Astros’ window of contention should be open for quite some time
By Cody Poage
With another postseason appearance guaranteed, the Astros’ window of contention should remain open beyond this year.
The last time the Astros qualified for the postseason in back-to-back years was in 2004-2005. Until the 2017 championship, Houston’s 2004 and 2005 teams were the gold standard of postseason baseball in the city. Let’s just say that a consistent presence in postseason baseball isn’t a constant reality in Houston.
That said, the Astros should have an open contention window for quite some time. Controllable talent is littered across the active roster with more coming along in the minors. Even if certain players were to leave the team in the coming years, Houston’s front office has built an infrastructure that should provide quality replacements. If you may recall, general manager Jeff Luhnow is originally from the Cardinals organization, who are notorious for producing quality major league talent nearly every season. No, I do not expect for the Astros to witness another sharp decline any time soon.
But how long will the Astros’ current window remain open? That’s a hard question to answer as we do not know the future. Baseball, like many avenues in life, seems to be random at times. Or a lot of the time. There are no guarantees. At the same time, we can make reasonable assumptions. For example, the Astros have Jose Altuve locked up long-term. You know that a long-term contract for each of George Springer, Carlos Correa, and Alex Bregman is on the agenda for Luhnow and the front office sometime in the future. Whether the organization actually succeeds or not is another question.
Say if Houston does retain any combination of those three players, then the core will remain somewhat intact. That’s still an excellent place to start. Multiple players on the roster today figure to be in long-term plans beyond 2019 and 2020. Prospects in the minor leagues are also vital parts of the future. Take the recent performances from Framber Valdez and Josh James as examples. While both pitchers are only at the beginning of their respective major league careers, Valdez and James have shown promise. You can’t help but be excited about their potential. The same goes for Forrest Whitley, Kyle Tucker, Yordan Alvarez, and others. Unlike the Astros’ farm system in the early 2000’s, the farm system shouldn’t evaporate and leave the team with glaring needs. Out of all the positions though, the starting rotation may hold the most extended concern in the long-term. Dallas Keuchel and Charlie Morton are scheduled to be free agents following the conclusion of the 2018 season with Justin Verlander entering the open market next year.

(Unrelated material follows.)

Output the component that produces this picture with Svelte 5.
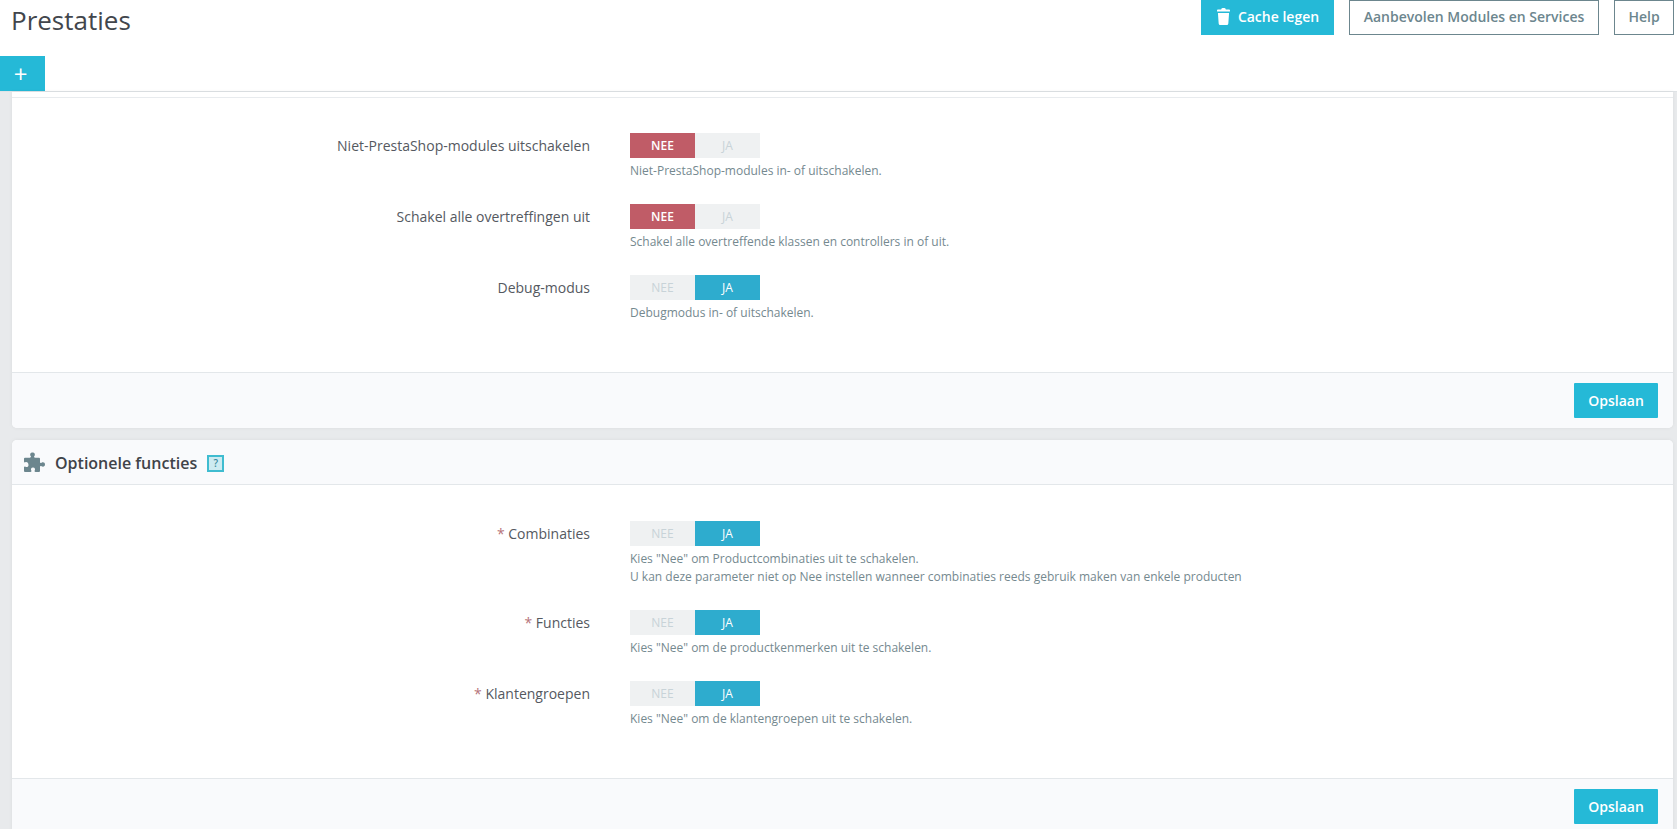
<script>
    const firstRows = [
        { label: 'Niet-PrestaShop-modules uitschakelen', on: false, help: ['Niet-PrestaShop-modules in- of uitschakelen.'] },
        { label: 'Schakel alle overtreffingen uit', on: false, help: ['Schakel alle overtreffende klassen en controllers in of uit.'] },
        { label: 'Debug-modus', on: true, help: ['Debugmodus in- of uitschakelen.'] }
    ];
    const optionRows = [
        {
            label: 'Combinaties',
            required: true,
            on: true,
            help: [
                'Kies "Nee" om Productcombinaties uit te schakelen.',
                'U kan deze parameter niet op Nee instellen wanneer combinaties reeds gebruik maken van enkele producten'
            ]
        },
        { label: 'Functies', required: true, on: true, help: ['Kies "Nee" om de productkenmerken uit te schakelen.'] },
        { label: 'Klantengroepen', required: true, on: true, help: ['Kies "Nee" om de klantengroepen uit te schakelen.'] }
    ];
</script>

{#snippet rows(list)}
    <div class="form">
        {#each list as row}
            <div class="row">
                <div class="label">
                    {#if row.required}<span class="req">*</span>{/if}
                    {row.label}
                </div>
                <div class="field">
                    <div class="switch">
                        <span class={row.on ? 'off' : 'no'}>NEE</span>
                        <span class={row.on ? 'yes' : 'off'}>JA</span>
                    </div>
                    <div class="help">
                        {#each row.help as line}
                            <div>{line}</div>
                        {/each}
                    </div>
                </div>
            </div>
        {/each}
    </div>
    <div class="footer">
        <button class="save">Opslaan</button>
    </div>
{/snippet}

<div class="page">
    <header class="head">
        <div class="top">
            <h1>Prestaties</h1>
            <div class="actions">
                <button class="primary">
                    <svg width="13" height="17" viewBox="0 0 14 17" preserveAspectRatio="none" aria-hidden="true">
                        <path d="M4.500 1.500Q4.500 0 6 0h2q1.500 0 1.500 1.500H13q1 0 1 1v1H0v-1q0-1 1-1zM1 5h12l-.8 10.500q-.1 1.500-1.600 1.500H3.400q-1.500 0-1.600-1.500z" fill="currentColor" />
                    </svg>
                    Cache legen
                </button>
                <button class="outline wide">Aanbevolen Modules en Services</button>
                <button class="outline help-btn">Help</button>
            </div>
        </div>
        <div class="tabs">
            <button class="add">+</button>
        </div>
    </header>

    <main class="content">
        <section class="panel first">
            {@render rows(firstRows)}
        </section>

        <section class="panel">
            <div class="panel-head">
                <svg width="22" height="22" viewBox="0 0 22 22" aria-hidden="true">
                    <path d="M8 4.500C6.500 3 7 .5 9.500.5S12.500 3 11 4.500c0 .8.500 1.200 1.200 1.200H16a1 1 0 0 1 1 1v3.300c0 .8.800 1.300 1.500.8 1.500-1 3.500-.4 3.500 1.700s-2 2.700-3.500 1.700c-.7-.5-1.500 0-1.500.8V19a1 1 0 0 1-1 1h-3.500c-.8 0-1.200-.7-.8-1.400.8-1.400.2-3.100-1.700-3.100s-2.500 1.700-1.700 3.100c.4.700 0 1.400-.8 1.400H2a1 1 0 0 1-1-1v-3.500c0-.8.700-1.200 1.400-.8 1.400.8 3.100.2 3.100-1.700S3.800 9.500 2.400 10.300C1.700 10.700 1 10.300 1 9.500V6.700a1 1 0 0 1 1-1h4.800C7.500 5.700 8 5.300 8 4.500z" fill="#6c868e" />
                </svg>
                <span class="panel-title">Optionele functies</span>
                <span class="hint">?</span>
            </div>
            {@render rows(optionRows)}
        </section>
    </main>
</div>

<style>
    :global(body) {
        background: #fff;
        overflow: hidden;
    }

    .page {
        height: 829px;
        overflow: hidden;
        font-family: "Open Sans", sans-serif;
        background: #e8eaec;
    }

    button {
        font-family: inherit;
        cursor: pointer;
    }

    .head {
        background: #fff;
        border-bottom: 1px solid #dfe3e6;
        height: 91px;
    }

    .top {
        display: flex;
        justify-content: space-between;
        height: 56px;
        padding: 0 3px 0 11px;
    }

    h1 {
        margin: 0;
        font-size: 26px;
        font-weight: 400;
        line-height: 41px;
        color: #42464c;
    }

    .actions {
        display: flex;
        gap: 15px;
        height: 35px;
    }

    .actions button {
        height: 35px;
        font-size: 14px;
        font-weight: 600;
        padding: 0 0 2px;
    }

    .actions .primary {
        width: 133px;
        padding-left: 1px;
        background: #25b9d7;
        color: #fff;
        border: 0;
        display: flex;
        align-items: center;
        justify-content: center;
        gap: 8px;
    }

    .outline {
        background: #fff;
        color: #6c868e;
        border: 1px solid #6c868e;
    }

    .wide {
        width: 250px;
    }

    .help-btn {
        width: 60px;
    }

    .add {
        display: block;
        width: 45px;
        height: 35px;
        border: 0;
        padding: 0 4px 0 0;
        background: #25b9d7;
        color: #fff;
        font-size: 24px;
        line-height: 35px;
    }

    .content {
        padding: 0 4px 0 12px;
    }

    .panel {
        background: #fff;
        border-radius: 5px;
        margin-bottom: 12px;
        overflow: hidden;
        box-shadow: 0 0 4px rgba(0, 0, 0, 0.06);
    }

    .panel.first {
        border-radius: 0 0 5px 5px;
        padding-top: 5px;
    }

    .panel.first .form {
        border-top: 1px solid #e8ebee;
        padding-top: 35px;
    }

    .panel-head {
        height: 45px;
        box-sizing: border-box;
        display: flex;
        align-items: center;
        padding: 2px 0 0 11px;
        background: #f9fafc;
        border-bottom: 1px solid #e3e7ea;
    }

    .panel-title {
        margin-left: 10px;
        font-size: 16px;
        font-weight: 600;
        color: #3f4349;
    }

    .hint {
        margin-left: 10px;
        width: 17px;
        height: 17px;
        box-sizing: border-box;
        border: 2px solid #3fbcd0;
        background: #cdebf1;
        color: #3a8ba0;
        font-size: 10px;
        font-weight: 600;
        line-height: 13px;
        text-align: center;
    }

    .form {
        padding: 36px 0 50px;
    }

    .row {
        display: flex;
        margin-bottom: 24px;
    }

    .row:last-child {
        margin-bottom: 0;
    }

    .label {
        width: 578px;
        padding-top: 3px;
        text-align: right;
        font-size: 14px;
        line-height: 20px;
        color: #55595f;
    }

    .req {
        color: #b5737a;
    }

    .field {
        margin-left: 40px;
    }

    .switch {
        display: flex;
        width: 130px;
        height: 25px;
    }

    .switch span {
        flex: 1;
        text-align: center;
        font-size: 12px;
        font-weight: 600;
        line-height: 25px;
        color: #fff;
    }

    .switch .no {
        background: #c05c67;
    }

    .switch .yes {
        background: #2eacce;
        font-weight: 500;
    }

    .switch .off {
        background: #eff1f2;
        color: #c8d3d8;
        font-weight: 500;
    }

    .help {
        margin-top: 4px;
        font-size: 12px;
        line-height: 18px;
        color: #75898f;
    }

    .footer {
        height: 56px;
        box-sizing: border-box;
        padding: 10px 15px 0 0;
        display: flex;
        justify-content: flex-end;
        align-items: flex-start;
        background: #f9fafc;
        border-top: 1px solid #e3e7ea;
    }

    .save {
        width: 84px;
        height: 35px;
        border: 0;
        border-radius: 1px;
        padding: 0;
        background: #25b9d7;
        color: #fff;
        font-size: 14px;
        font-weight: 600;
    }
</style>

If I were to make a reasonable assumption, I would expect that the Astros current window should remain open through the 2020 season. If top prospects pan out like we hope they would, the window will stay open. If not, then the franchise should make the appropriate adjustments. While I do not like projecting championships as postseason baseball is a crapshoot at times (see the 1990’s to early 2000’s Braves), the Astros should remain competitive for a long time.